Зимой умерла одинокая Гаврилина, за нею Савватеевы, мать и дочь, тогда же — инвалид Панкратов из деревни Панкратово; весной в Панкратове хоронили еще двоих; в деревушке Мотылихе, и до того почти безлюдной, к концу второй военной зимы не осталось никого; поговаривали, будто бы перед закатом в пустые дома Мотылихи приходят из тайги дезертиры и, отогреваясь, топят печи по ночам… Летом и осенью от голода спасала грибная окраина леса, в глубь которого никто не забредал, страшась тех же дезертиров. Ружья, у кого были, Левкоева изъяла, согласно приказу, в первые дни войны; дичь вокруг плодилась невозбранно; лоси и кабаньи выводки прогуливались по деревням с издевательской хозяйской медлительностью. Картошка едва росла, ее едва хватало до весны, в сорок третьем из-за нескончаемых летних ночных заморозков ее не было вовсе, и голод был такой, что желудок Серафима накрепко и надолго запомнил его симптомы, отвечая резкими спазмами на всякое, даже самое мимолетное воспоминание о третьей военной зиме. Левкоева с дарами появилась тогда лишь раз, под Новый год; к весне Серафим познал блаженство обмороков, и однажды в апреле, приходя в себя после особенно долгого, начавшегося веселыми видениями и затем уже полного забытья, в досадном, наполненном болезненным жгучим солнцем звоне вернувшейся жизни расслышал чьи-то будничные слова о том, что умерли эвакуированные сестры Рогальские: нажарили наспех две сковороды первых весенних грибов, поленились их проварить, как положено, несколько раз, всякий раз меняя воду, — наелись досыта и отравились до смерти. Не успела просохнуть слякоть дорог, как погиб от несварения, наглотавшись мякины, одногодок Серафима Костя Берсуев. Серафим не видел, как он умирал, но не спал вместе со всей Сонгодой две или три ночи, слушая его плач, его жалобы, его сердитые крики. Потом крики стихли. Потом его хоронили и важным шепотом рассказывали, как он изранил себе задний проход перочинным ножом, отчаявшись избавиться от переполнившей его трухи.

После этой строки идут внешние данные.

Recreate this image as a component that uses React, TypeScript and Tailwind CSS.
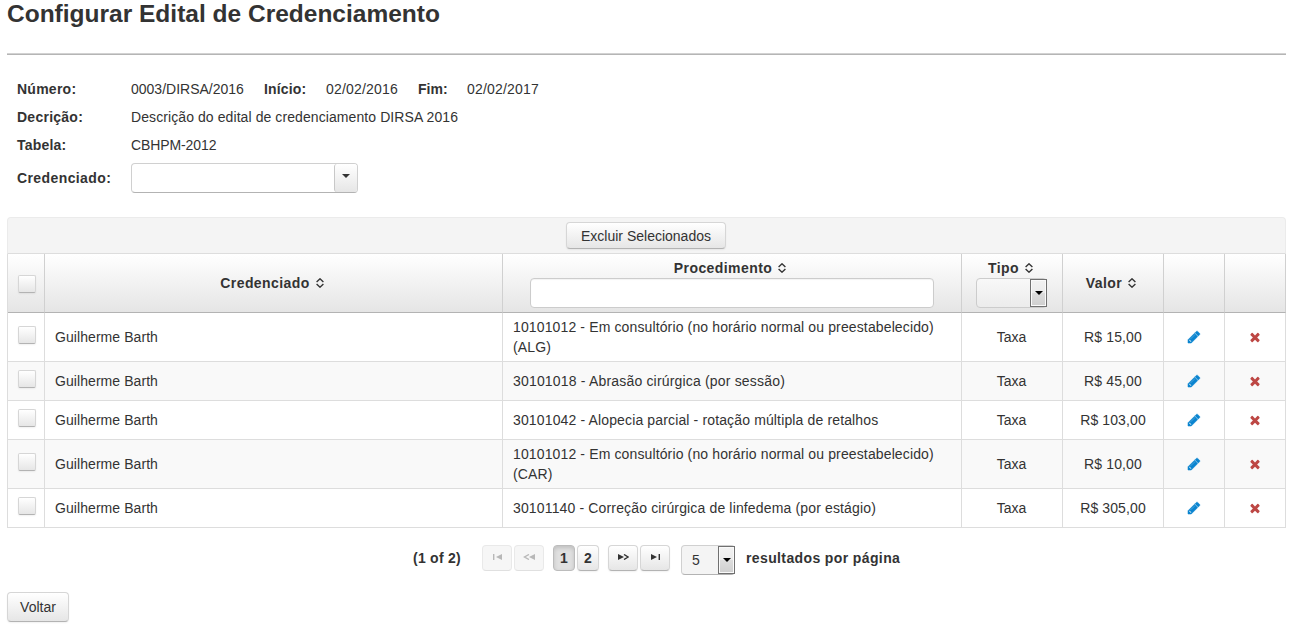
import React from "react";

const raised =
  "border border-[#d6d6d6] border-b-[#b3b3b3] bg-gradient-to-b from-white to-[#e6e6e6] shadow-[0_1px_2px_rgba(0,0,0,0.06)]";
const cols = "grid grid-cols-[37px_458px_459px_101px_101px_61px_61px]";
const cell = "flex items-center border-r border-b border-[#dddddd]";
const centered = "justify-center pr-[1px]";
const headCell =
  "flex flex-col items-center justify-center border-r border-b border-r-[#d0d0d0] border-b-[#b3b3b3] bg-gradient-to-b from-white to-[#e5e5e5] font-bold";
const headLabel = "flex items-center gap-[6px] tracking-[0.42px]";

const rows = [
  { proc: "10101012 - Em consultório (no horário normal ou preestabelecido) (ALG)", valor: "R$ 15,00", tall: true, track: "tracking-[0.13px]" },
  { proc: "30101018 - Abrasão cirúrgica (por sessão)", valor: "R$ 45,00", tall: false, track: "tracking-[0.18px]" },
  { proc: "30101042 - Alopecia parcial - rotação múltipla de retalhos", valor: "R$ 103,00", tall: false, track: "tracking-[0.14px]" },
  { proc: "10101012 - Em consultório (no horário normal ou preestabelecido) (CAR)", valor: "R$ 10,00", tall: true, track: "tracking-[0.13px]" },
  { proc: "30101140 - Correção cirúrgica de linfedema (por estágio)", valor: "R$ 305,00", tall: false, track: "tracking-[0.15px]" },
];

function CheckBox() {
  return <span className={`block h-[18px] w-[18px] rounded-[2px] ${raised}`} />;
}

function SortIcon() {
  return (
    <svg width="8" height="10" viewBox="0 0 8 10" fill="none" stroke="#333" strokeWidth="1.4">
      <path d="M0.6 4L4 0.8L7.4 4M0.6 6L4 9.2L7.4 6" />
    </svg>
  );
}

function Pencil() {
  return (
    <svg width="14" height="14" viewBox="0 0 1792 1792" fill="#0a84d0" stroke="#0a84d0" strokeWidth="70">
      <path d="M491 1536l91-91-235-235-91 91v107h128v128h107zm523-928q0-22-22-22-10 0-17 7l-542 542q-7 7-7 17 0 22 22 22 10 0 17-7l542-542q7-7 7-17zm-54-192l416 416-832 832h-416v-416zm683 96q0 53-37 90l-166 166-416-416 166-165q36-38 90-38 53 0 91 38l235 234q37 39 37 91z" />
    </svg>
  );
}

function Cross() {
  return (
    <svg width="14" height="14" viewBox="0 0 1792 1792" fill="#bd4744">
      <path d="M1490 1322q0 40-28 68l-136 136q-28 28-68 28t-68-28l-294-294-294 294q-28 28-68 28t-68-28l-136-136q-28-28-28-68t28-68l294-294-294-294q-28-28-28-68t28-68l136-136q28-28 68-28t68 28l294 294 294-294q28-28 68-28t68 28l136 136q28 28 28 68t-28 68l-294 294 294 294q28 28 28 68z" />
    </svg>
  );
}

function Caret({ color }: { color: string }) {
  return (
    <svg width="8" height="4" viewBox="0 0 8 4" fill={color}>
      <path d="M0 0H8L4 4Z" />
    </svg>
  );
}

function NativeArrow() {
  return (
    <span className="-mr-[1px] flex h-[28px] w-[17px] items-center justify-center border border-[#707070] bg-[linear-gradient(#f2f2f2_0%,#ebebeb_50%,#dddddd_50%,#cfcfcf_100%)] shadow-[inset_0_0_0_1px_#fafafa]">
      <Caret color="#000" />
    </span>
  );
}

function PagerIcon({ d, line, color = "#333" }: { d: string; line: string; color?: string }) {
  return (
    <svg width="12" height="6" viewBox="0 0 12 6" fill={color}>
      <path d={d} />
      <path d={line} fill="none" stroke={color} strokeWidth="1.4" />
    </svg>
  );
}

const pagerBtn = `flex h-[26px] justify-center rounded-[4px] ${raised}`;
const pagerOff = "flex h-[26px] justify-center rounded-[4px] border border-[#e9e9e9] border-b-[#e0e0e0] bg-[#f6f6f6]";

export default function App() {
  return (
    <div className="h-[626px] w-[1294px] overflow-hidden bg-white pl-[7px] font-['Liberation_Sans',Arial,sans-serif] text-[14px] leading-[20px] text-[#333333]">
      <h1 className="h-[53px] text-[24.5px] leading-[27px] font-bold">Configurar Edital de Credenciamento</h1>
      <div className="h-[2px] w-[1279px] border-t border-[#d2d2d2] bg-[#b5b5b5]" />

      <div className="mt-[20px] grid grid-cols-[114px_1fr] grid-rows-[28px_28px_28px_38px] items-center pl-[10px]">
        <b className="tracking-[0.25px]">Número:</b>
        <div className="flex">
          <span className="w-[133px]">0003/DIRSA/2016</span>
          <b className="w-[62px] tracking-[0.15px]">Início:</b>
          <span className="w-[92px] tracking-[0.2px]">02/02/2016</span>
          <b className="w-[49px]">Fim:</b>
          <span className="tracking-[0.2px]">02/02/2017</span>
        </div>
        <b className="tracking-[0.25px]">Decrição:</b>
        <span className="tracking-[0.085px]">Descrição do edital de credenciamento DIRSA 2016</span>
        <b className="tracking-[0.2px]">Tabela:</b>
        <span className="tracking-[-0.1px]">CBHPM-2012</span>
        <b className="tracking-[0.4px]">Credenciado:</b>
        <div className="flex h-[30px] w-[227px] justify-end rounded-[4px] border border-[#d0d0d0] border-b-[#b3b3b3] bg-white">
          <span className="flex w-[23px] justify-center rounded-[3px] border-l border-[#c8c8c8] bg-gradient-to-b from-white to-[#e6e6e6] pt-[10px]">
            <Caret color="#333" />
          </span>
        </div>
      </div>

      <div className="mt-[20px] w-[1279px]">
        <div className="flex h-[37px] items-center justify-center rounded-t-[4px] border border-[#ebebeb] border-b-[#dddddd] bg-[#f4f4f4] pr-[1px]">
          <button className={`h-[27px] w-[160px] rounded-[4px] ${raised}`}>Excluir Selecionados</button>
        </div>
        <div className="border-l border-[#dddddd]">
          <div className={`${cols} h-[59px]`}>
            <div className={`${headCell} pt-[2px] pl-[2px]`}><CheckBox /></div>
            <div className={headCell}>
              <div className={`${headLabel} pr-[3px]`}>Credenciado<SortIcon /></div>
            </div>
            <div className={headCell}>
              <div className={`${headLabel} pr-[4px]`}>Procedimento<SortIcon /></div>
              <div className="h-[30px] w-[404px] rounded-[4px] border border-[#cccccc] bg-white shadow-[inset_0_1px_1px_rgba(0,0,0,0.05)]" />
            </div>
            <div className={headCell}>
              <div className={`${headLabel} pr-[3px]`}>Tipo<SortIcon /></div>
              <div className="mr-[1px] flex h-[30px] w-[71px] justify-end rounded-[4px] border border-[#cccccc] bg-gradient-to-b from-[#f8f8f8] to-[#ececec]">
                <NativeArrow />
              </div>
            </div>
            <div className={headCell}>
              <div className={`${headLabel} pr-[4px]`}>Valor<SortIcon /></div>
            </div>
            <div className={headCell} />
            <div className={headCell} />
          </div>
          {rows.map((r, i) => (
            <div key={i} className={`${cols} ${r.tall ? "h-[49px]" : "h-[39px]"} ${i % 2 ? "bg-[#f9f9f9]" : "bg-white"}`}>
              <div className={`${cell} justify-center pb-[4px] pl-[2px]`}><CheckBox /></div>
              <div className={`${cell} pl-[10px] tracking-[0.07px]`}>Guilherme Barth</div>
              <div className={`${cell} px-[10px] ${r.track}`}>{r.proc}</div>
              <div className={`${cell} ${centered}`}>Taxa</div>
              <div className={`${cell} justify-center tracking-[0.12px]`}>{r.valor}</div>
              <div className={`${cell} ${centered}`}><Pencil /></div>
              <div className={`${cell} ${centered}`}><Cross /></div>
            </div>
          ))}
        </div>
      </div>

      <div className="mt-[17px] flex h-[30px] items-start pl-[406px] font-bold">
        <span className="w-[69px] pt-[3px] tracking-[0.25px]">(1 of 2)</span>
        <span className={`${pagerOff} mr-[2px] w-[30px] pt-[8px]`}>
          <PagerIcon d="M11 0V6L5 3Z" line="M2.7 0V6" color="#b8b8b8" />
        </span>
        <span className={`${pagerOff} mr-[9px] w-[30px] pt-[8px]`}>
          <PagerIcon d="M12 0V6L6 3Z" line="M6 0.5L1.5 3L6 5.5" color="#b8b8b8" />
        </span>
        <span className="mr-[2px] flex h-[26px] w-[22px] items-center justify-center rounded-[4px] border border-[#bcbcbc] bg-[#e0e0e0] shadow-[inset_0_2px_4px_rgba(0,0,0,0.15)]">1</span>
        <span className={`${pagerBtn} mr-[9px] w-[22px] items-center`}>2</span>
        <span className={`${pagerBtn} mr-[2px] w-[30px] pt-[8px]`}>
          <PagerIcon d="M1 0V6L7 3Z" line="M7 0.5L11 3L7 5.5" />
        </span>
        <span className={`${pagerBtn} mr-[11px] w-[30px] pt-[8px]`}>
          <PagerIcon d="M2 0V6L8 3Z" line="M10.3 0V6" />
        </span>
        <span className="flex h-[30px] w-[54px] justify-between rounded-[4px] border border-[#d0d0d0] border-b-[#b3b3b3] bg-[#f4f4f4] pl-[10px] font-normal">
          <span className="pt-[4px]">5</span>
          <NativeArrow />
        </span>
        <span className="pt-[3px] pl-[11px] tracking-[0.38px]">resultados por página</span>
      </div>

      <button className={`mt-[17px] h-[30px] w-[62px] rounded-[4px] ${raised}`}>Voltar</button>
    </div>
  );
}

Летом зачастила Левкоева со своими милиционерами; собирала людей в колхозном панкратовском клубе, всем непонятливым напоминала поименно, кто и сколько всего задолжал, а когда Роза Расуловна посмела усомниться вслух, Левкоева поймала ее на слове и велела:
— Коли ты такая грамотная — сама теперь и считай. Веди теперь всю бухгалтерию; с тебя теперь мы все и спросим.